Во времена, когда запись «доказательств» принадлежности к шляхетскому сословию велась с переменным успехом, гербовники практически не существовали, и ничто еще не было предрешено. Случаи пожалования шляхетства королем (до 1601 г. это было возможно без одобрения сейма) были крайне редки, как и примеры пожалования шляхетского звания иностранцу (индигенат). Как подчеркивает знаток геральдики В. Двожачек, для большинства людей вольных с неопределенным статусом, о которых упоминает Литовский статут 1529 г., проще было выдумать шляхетское происхождение от названия деревни, тем более что в этот период в установлении шляхетских гербов царил хаос. В первой половине XVII в. первый разоблачитель самозваного шляхетства зафиксировал множество примеров родов, узурпировавших шляхетство. Им был Валериан Неканда Трепка, составивший Liber generationis plebeanorum, вскоре получивший название Liber chamorum – «Книга хамов» 40 , в которой давался перечень 2 500 случаев сомнительного шляхетства.

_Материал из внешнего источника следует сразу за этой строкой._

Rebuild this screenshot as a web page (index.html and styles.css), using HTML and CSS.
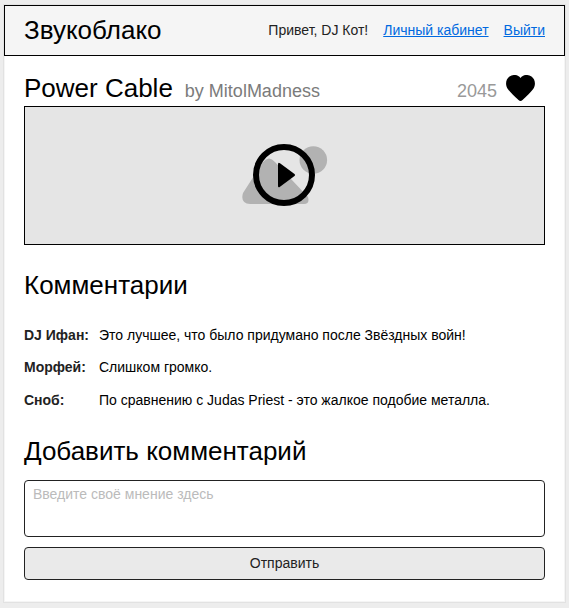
FILE: index.html
```html
<!DOCTYPE html>
<html lang="ru">
<head>
<meta charset="utf-8">
<title>Звукоблако</title>
<link rel="stylesheet" href="styles.css">
</head>
<body>
<div class="page">
  <header class="header">
    <div class="brand">Звукоблако</div>
    <nav class="nav">
      <span>Привет, DJ Кот!</span>
      <a href="#">Личный кабинет</a>
      <a href="#">Выйти</a>
    </nav>
  </header>
  <main class="content">
    <div class="track">
      <h1 class="title">Power Cable</h1>
      <span class="author">by MitolMadness</span>
      <span class="likes">2045</span>
      <svg class="heart" viewBox="0 0 29 26"><path d="M14.5 3C17-.7 22-.8 25.500 1.500C29.500 4.500 30 10 27 14.200C24.500 17.500 20.500 21 16.500 25Q14.500 26.800 12.500 25C8.500 21 4.500 17.500 2 14.200C-1 10-.5 4.500 3.500 1.500C7-.8 12-.7 14.500 3Z"/></svg>
    </div>
    <div class="player">
      <svg class="cover" viewBox="0 0 86 62">
        <circle cx="71.300" cy="16" r="13.800" fill="#b2b2b2"/>
        <path d="M21 18Q27 11 33 18L66 53Q68 60 62 60H8Q-2 59 1 49Z" fill="#b2b2b2"/>
        <circle cx="42" cy="31" r="28" fill="none" stroke="#000" stroke-width="6"/>
        <path d="M36 20.200Q36 17.800 38 19.200L52.500 30Q53.800 31 52.500 32L38 42.800Q36 44.200 36 41.800Z"/>
      </svg>
    </div>
    <h2 class="heading">Комментарии</h2>
    <dl class="comments">
      <dt>DJ Ифан:</dt><dd>Это лучшее, что было придумано после Звёздных войн!</dd>
      <dt>Морфей:</dt><dd>Слишком громко.</dd>
      <dt>Сноб:</dt><dd>По сравнению с Judas Priest - это жалкое подобие металла.</dd>
    </dl>
    <h2 class="heading">Добавить комментарий</h2>
    <form class="form">
      <textarea class="input" placeholder="Введите своё мнение здесь"></textarea>
      <button class="submit" type="button">Отправить</button>
    </form>
  </main>
</div>
</body>
</html>
```
FILE: styles.css
```css
* { box-sizing: border-box; }
body {
  margin: 0;
  padding: 5px 4px 0;
  height: 608px;
  background: #ededed;
  color: #222;
  font: 14px/20px "Liberation Sans", Arial, sans-serif;
}
.page {
  height: 597px;
  background: #fff;
  box-shadow: inset 0 0 0 1px #f5f5f5, 0 0 0 1px #e2e2e2;
}
.header {
  position: relative;
  height: 51px;
  padding: 0 19px 2px;
  display: flex;
  justify-content: space-between;
  align-items: center;
  border: 1px solid #000;
  background: #f5f5f5;
}
.brand { color: #000; font-size: 26px; line-height: 30px; }
.nav { display: flex; gap: 15px; }
.nav a { color: #0069e0; }
.content { padding: 15px 20px 0; }
.track {
  height: 35px;
  display: flex;
  align-items: baseline;
}
.title, .heading {
  margin: 0;
  color: #000;
  font-size: 26px;
  line-height: 34px;
  font-weight: 400;
}
.author { margin-left: 12px; font-size: 18px; color: #7b7b7b; }
.likes { margin-left: auto; font-size: 18px; color: #999; }
.heart {
  width: 29px;
  height: 26px;
  margin: 4px 10px 0 9px;
  align-self: flex-start;
}
.player {
  height: 139px;
  padding-bottom: 1px;
  display: flex;
  justify-content: center;
  align-items: center;
  border: 1px solid #000;
  background: #e5e5e5;
  margin-bottom: 23px;
}
.cover { width: 86px; height: 62px; }
.comments {
  margin: 23px 0 24px;
  display: grid;
  grid-template-columns: 75px 1fr;
  grid-template-rows: 32px 33px 20px;
}
.comments dt { font-weight: 700; }
.comments dd { margin: 0; color: #000; }
.form { margin-top: 12px; }
.input, .submit {
  display: block;
  width: 100%;
  border: 1px solid #222;
  border-radius: 4px;
  font: inherit;
  color: #222;
}
.input { height: 57px; padding: 3px 8px; resize: none; background: #fff; }
.input::placeholder { color: #bbb; opacity: 1; }
.submit { height: 33px; margin-top: 10px; padding: 0 0 2px; background: #eaeaea; }
```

По мнению Двожачека, который одним из первых обратился к судебным актам (земских судов – по гражданским вопросам, гродских – по криминальным делам, подкоморских – по межевым спорам) польской Коронной канцелярии и канцелярии Великого княжества (по меньшей мере тем, которые были известны до 1975 г.), подобные подозрения возникали достаточно часто. Обвиненный в результате доноса (vituperatio) должен был опровергнуть клевету (expur-gatio) на основании двух свидетельств истинных шляхтичей, данных под присягой. В случае положительного исхода суд выдавал документ, подтверждавший шляхетское происхождение его обладателя. Это привело, по мнению исследователя, к созданию традиции регистрации генеалогических документов в судах 41 . Кроме того, он отмечает, что начиная с XVI в. появилась практика регистрации (в особенности в городах и местечках) многочисленных nobiles aс famates – мнимых шляхтичей, которые не имели ничего общего с несением рыцарской службы, не владели землей, а жили за счет городских занятий. Он признает, что установить их количество ему не удалось.
40
Первое издание: Trepka N.W. Liber generationis plebeanorum («Liber Chamorum»). Wroclaw, 1963.
41
Dzorzaczek W. La mobilit'e sociale. P. 158 – 159.